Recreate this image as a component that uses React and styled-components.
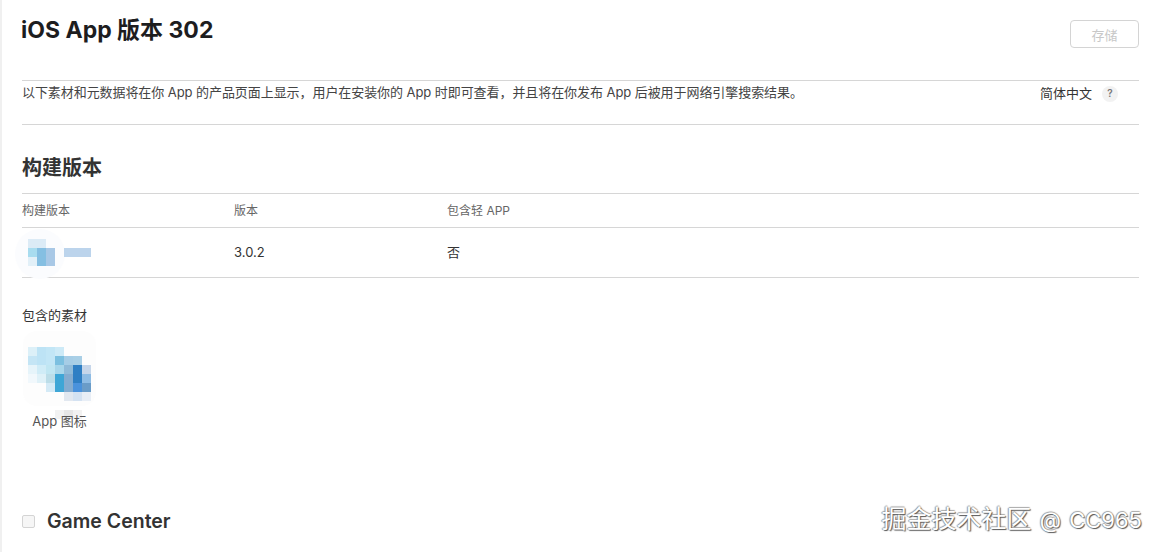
import React from 'react';
import styled, { createGlobalStyle } from 'styled-components';

const GlobalStyle = createGlobalStyle`
  html, body {
    margin: 0;
    padding: 0;
    background: #fff;
  }

  body {
    font-family: Inter, "Liberation Sans", "Noto Sans CJK SC", sans-serif;
    color: #333;
    overflow: hidden;
  }
`;

const Page = styled.div`
  position: relative;
  box-sizing: border-box;
  width: 1159px;
  height: 552px;
  padding: 0 20px 0 22px;
  border-left: 2px solid #f0f0f0;
  overflow: hidden;
`;

const Header = styled.header`
  display: flex;
  justify-content: space-between;
  align-items: flex-start;
  height: 80px;
  border-bottom: 1px solid #d6d6d6;
  margin-left: -2px;
`;

const Title = styled.h1`
  margin: 15px 0 0 -1px;
  font-size: 23px;
  line-height: 30px;
  font-weight: 700;
  color: #1d1d1f;
`;

const SaveButton = styled.button`
  width: 69px;
  height: 28px;
  margin-top: 20px;
  padding: 0;
  border: 1px solid #d4d4d4;
  border-radius: 4px;
  background: #fff;
  color: #c8c8c8;
  font: inherit;
  font-size: 13px;
`;

const Intro = styled.div`
  display: flex;
  justify-content: space-between;
  height: 43px;
  margin-left: -2px;
  border-bottom: 1px solid #d6d6d6;
`;

const IntroText = styled.p`
  margin: 3px 0 0;
  font-size: 13px;
  line-height: 17px;
  letter-spacing: -0.07px;
  color: #444;
`;

const Locale = styled.div`
  display: flex;
  align-items: center;
  align-self: flex-start;
  gap: 10px;
  margin: 4px 21px 0 0;
  font-size: 13px;
  line-height: 17px;
  color: #333;
`;

const Hint = styled.span`
  display: flex;
  align-items: center;
  justify-content: center;
  width: 16px;
  height: 16px;
  border-radius: 50%;
  background: #f2f2f2;
  color: #777;
  font-size: 10px;
  font-weight: 600;
`;

const SectionTitle = styled.h2`
  margin: 0 0 0 -2px;
  padding: 31px 0 12px;
  font-size: 20px;
  line-height: 25px;
  font-weight: 600;
  color: #333;
  border-bottom: 1px solid #d6d6d6;
`;

const BuildGrid = styled.div`
  display: grid;
  grid-template-columns: 212px 213px 1fr;
  margin-left: -2px;
`;

const HeadCell = styled.div`
  display: flex;
  align-items: center;
  box-sizing: border-box;
  height: 34px;
  padding-bottom: 3px;
  border-bottom: 1px solid #d6d6d6;
  font-size: 12px;
  color: #666;
`;

const BodyCell = styled.div`
  display: flex;
  align-items: center;
  box-sizing: border-box;
  height: 50px;
  padding-bottom: 2px;
  border-bottom: 1px solid #d6d6d6;
  font-size: 13px;
  color: #333;
`;

const Assets = styled.section`
  margin-top: 29px;
`;

const AssetsLabel = styled.div`
  margin-left: -2px;
  font-size: 13px;
  line-height: 17px;
  color: #333;
`;

const AssetItem = styled.figure`
  display: flex;
  flex-direction: column;
  align-items: center;
  width: 75px;
  margin: 0 0 0 -2px;
`;

const AssetCaption = styled.figcaption`
  font-size: 13px;
  line-height: 17px;
  color: #555;
`;

const GameCenter = styled.div`
  display: flex;
  align-items: center;
  gap: 12px;
  margin: 78px 0 0 -2px;
`;

const Checkbox = styled.span`
  box-sizing: border-box;
  width: 13px;
  height: 13px;
  border: 1px solid #d4d4d4;
  border-radius: 2px;
  background: #f6f6f6;
`;

const GameCenterLabel = styled.span`
  font-size: 19.5px;
  line-height: 26px;
  font-weight: 600;
  color: #333;
`;

const Watermark = styled.div`
  position: absolute;
  right: 17px;
  bottom: 18px;
  font-size: 25px;
  line-height: 28px;
  color: #fff;
  text-shadow: 1px 1px 1px #555, -1px 0 1px #999, 0 -1px 1px #aaa;
  white-space: nowrap;
`;

const WatermarkHandle = styled.span`
  font-size: 22px;
  word-spacing: 2px;
`;

/* pixelated bits of the censored icon, [x, y, colour] on a 9px raster */
const buildPixels = [
  [0, 0, '#dcebf6'], [1, 0, '#dcebf6'],
  [0, 1, '#a8dcef'], [1, 1, '#85bfe2'], [2, 1, '#a8c8e6'],
  [0, 2, '#e2f0f8'], [1, 2, '#85bfe2'], [2, 2, '#a8c8e6'],
];

const iconPixels = [
  [0, 0, '#dcf0f8'], [1, 0, '#bde3f5'], [2, 0, '#c2e6f6'], [3, 0, '#cdeaf7'],
  [0, 1, '#c4e5f5'], [1, 1, '#bde3f5'], [2, 1, '#c2e6f6'], [3, 1, '#7cc0e0'], [4, 1, '#a6cde6'], [5, 1, '#a9cfe6'],
  [0, 2, '#e6f4fa'], [1, 2, '#d0ecf7'], [2, 2, '#c0e6f2'], [3, 2, '#a8d6ea'], [4, 2, '#8fbad8'], [5, 2, '#2f7fc4'], [6, 2, '#c6d6ea'],
  [0, 3, '#f1f8fc'], [1, 3, '#dff1f8'], [2, 3, '#bcdde8'], [3, 3, '#3ea6d6'], [4, 3, '#84acd0'], [5, 3, '#2f7fc4'], [6, 3, '#8ebce4'],
  [2, 4, '#d4eaf6'], [3, 4, '#3ea6d6'], [4, 4, '#84acd0'], [5, 4, '#4a92dc'], [6, 4, '#6a9cc8'],
  [4, 5, '#e2e8f0'], [5, 5, '#d4e2f2'], [6, 5, '#e8eef6'],
  [3, 7, '#f2f2f2'], [4, 7, '#e6e6e6'], [5, 7, '#f2f2f2'],
];

const Mosaic = ({ pixels, cols, rows, children }) => (
  <svg width={cols * 9} height={rows * 9} viewBox={`0 0 ${cols * 9} ${rows * 9}`}>
    {children}
    {pixels.map(([x, y, fill]) => (
      <rect key={`${x}-${y}`} x={x * 9} y={y * 9} width="9" height="9" fill={fill} shapeRendering="crispEdges" />
    ))}
  </svg>
);

const BuildThumb = styled.div`
  display: flex;
  align-items: center;
  gap: 9px;
  padding: 2px 0 0 6px;

  svg {
    display: block;
    overflow: visible;
  }
`;

const BuildNumber = styled.span`
  width: 27px;
  height: 9px;
  background: #bcd4ec;
`;

const IconThumb = styled.div`
  padding: 23px 0 12px;

  svg {
    display: block;
    overflow: visible;
  }
`;

export default function App() {
  return (
    <Page>
      <GlobalStyle />
      <Header>
        <Title>iOS App 版本 302</Title>
        <SaveButton disabled>存储</SaveButton>
      </Header>
      <Intro>
        <IntroText>以下素材和元数据将在你 App 的产品页面上显示，用户在安装你的 App 时即可查看，并且将在你发布 App 后被用于网络引擎搜索结果。</IntroText>
        <Locale>
          简体中文
          <Hint>?</Hint>
        </Locale>
      </Intro>
      <SectionTitle>构建版本</SectionTitle>
      <BuildGrid>
        <HeadCell>构建版本</HeadCell>
        <HeadCell>版本</HeadCell>
        <HeadCell>包含轻 APP</HeadCell>
        <BodyCell>
          <BuildThumb>
            <Mosaic pixels={buildPixels} cols={3} rows={3}>
              <circle cx="12" cy="15" r="25" fill="#fbfcfe" />
            </Mosaic>
            <BuildNumber />
          </BuildThumb>
        </BodyCell>
        <BodyCell>3.0.2</BodyCell>
        <BodyCell>否</BodyCell>
      </BuildGrid>
      <Assets>
        <AssetsLabel>包含的素材</AssetsLabel>
        <AssetItem>
          <IconThumb>
            <Mosaic pixels={iconPixels} cols={7} rows={6}>
              <rect x="-5" y="-16" width="73" height="75" rx="14" fill="#fdfdfd" />
            </Mosaic>
          </IconThumb>
          <AssetCaption>App 图标</AssetCaption>
        </AssetItem>
      </Assets>
      <GameCenter>
        <Checkbox />
        <GameCenterLabel>Game Center</GameCenterLabel>
      </GameCenter>
      <Watermark>
        掘金技术社区<WatermarkHandle> @ CC965</WatermarkHandle>
      </Watermark>
    </Page>
  );
}
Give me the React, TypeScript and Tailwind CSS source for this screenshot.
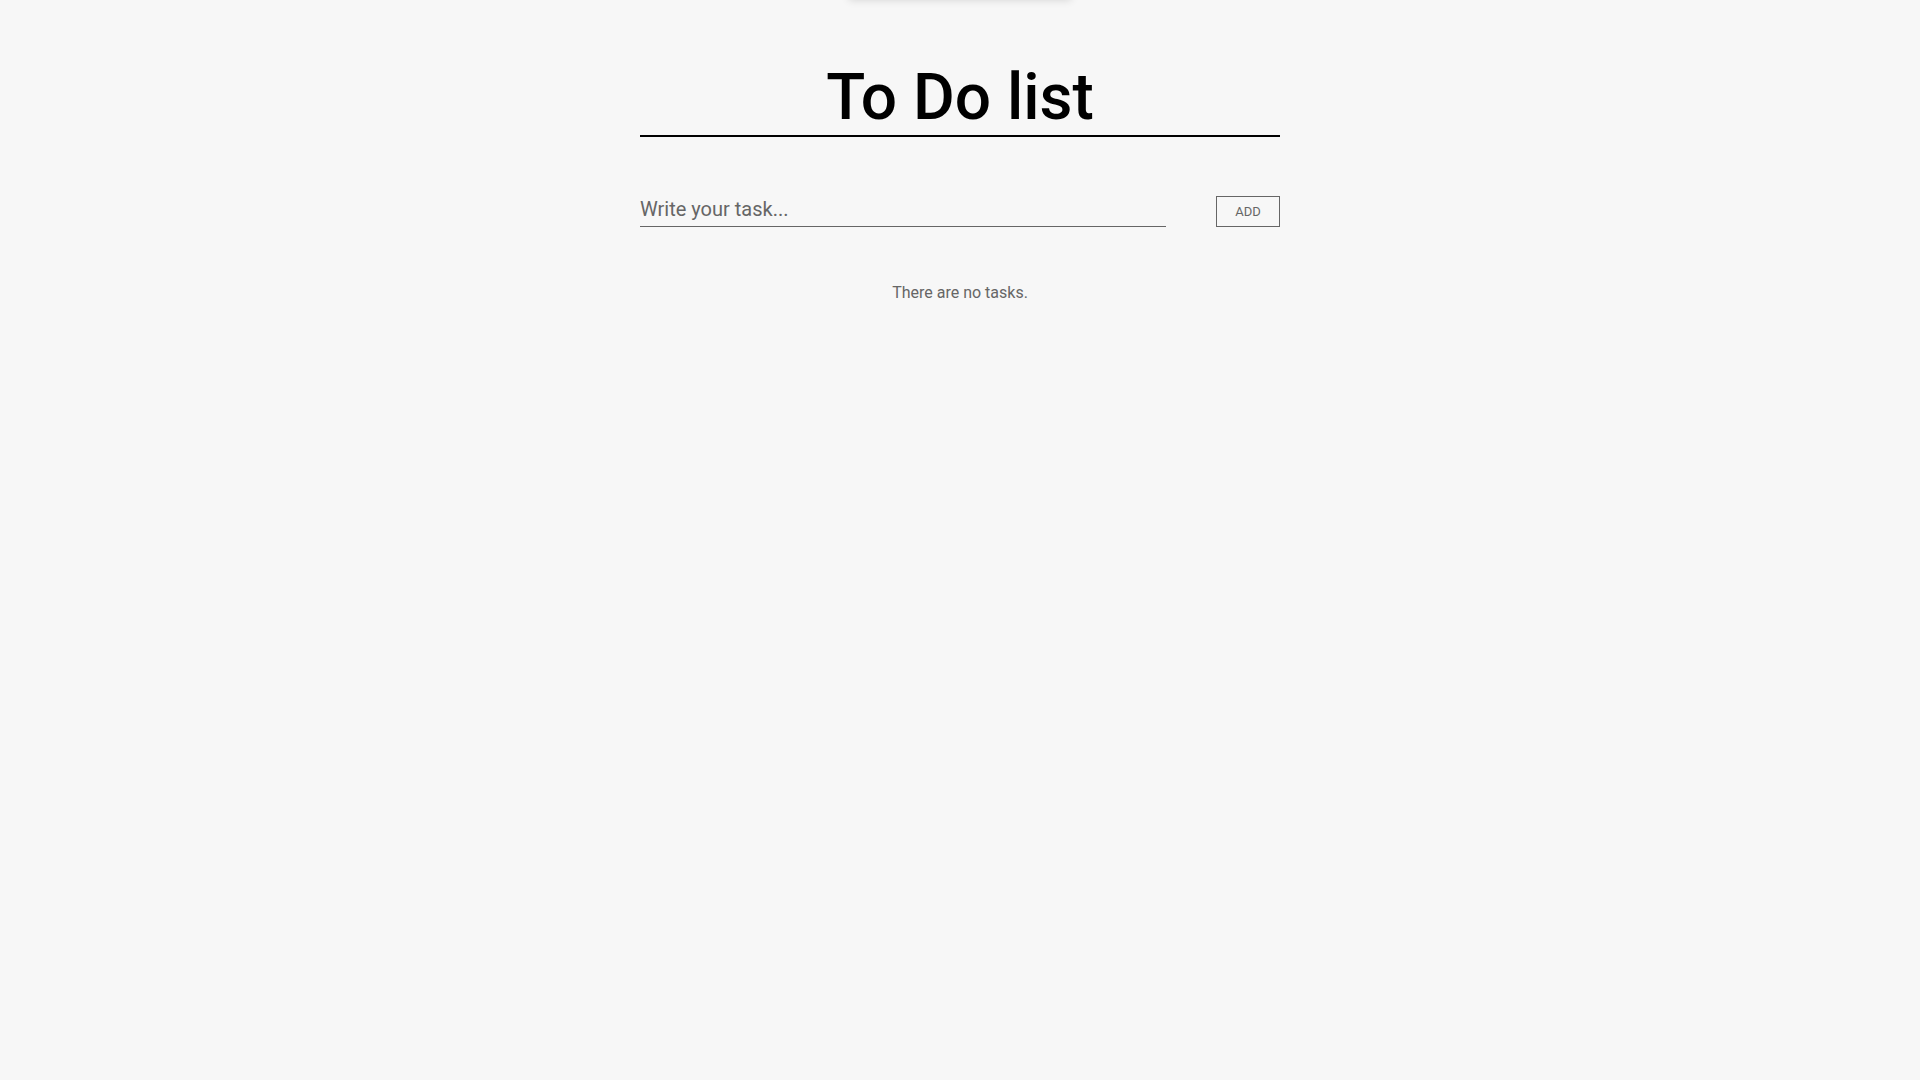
import { useState } from "react";

type Task = { id: number; text: string };

export default function App() {
  const [tasks, setTasks] = useState<Task[]>([]);
  const [value, setValue] = useState("");

  function addTask() {
    const text = value.trim();
    if (!text) return;
    setTasks((prev) => [...prev, { id: Date.now(), text }]);
    setValue("");
  }

  return (
    <div className="relative min-h-screen overflow-hidden bg-[#f7f7f7] font-['Roboto',sans-serif]">
      {/* hidden toast sitting above the viewport, only its shadow shows */}
      <div className="absolute left-1/2 top-0 h-10 w-[222px] -translate-x-1/2 -translate-y-full bg-white shadow-[0_0_8px_rgba(0,0,0,0.15)]" />

      <div className="mx-auto w-[640px] pt-[61px]">
        <h1 className="border-b-2 border-black text-center text-[64px] font-medium leading-[1.15] text-black">
          To Do list
        </h1>

        <div className="mt-[57px] flex items-end justify-between">
          <input
            value={value}
            onChange={(e) => setValue(e.target.value)}
            onKeyDown={(e) => e.key === "Enter" && addTask()}
            placeholder="Write your task..."
            className="w-[526px] border-b border-[#666] bg-transparent pb-[2px] text-[20px] text-[#333] outline-none placeholder:text-[#666]"
          />
          <button
            type="button"
            onClick={addTask}
            className="h-[31px] w-[64px] border border-[#666] text-[13px] leading-none text-[#666]"
          >
            ADD
          </button>
        </div>

        {tasks.length === 0 ? (
          <p className="mt-[54px] text-center text-[16px] text-[#666]">
            There are no tasks.
          </p>
        ) : (
          <ul className="mt-[40px] space-y-2">
            {tasks.map((task) => (
              <li key={task.id} className="text-[16px] text-[#333]">
                {task.text}
              </li>
            ))}
          </ul>
        )}
      </div>
    </div>
  );
}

# # #

> _Requirements_:
Pull out only the lines from the one with "Give me the" up to and including the one with "const [value, setValue]", and drop any pictures along the way.

> _Answer for the task_:
Give me the React, TypeScript and Tailwind CSS source for this screenshot.
import { useState } from "react";

type Task = { id: number; text: string };

export default function App() {
  const [tasks, setTasks] = useState<Task[]>([]);
  const [value, setValue] = useState("");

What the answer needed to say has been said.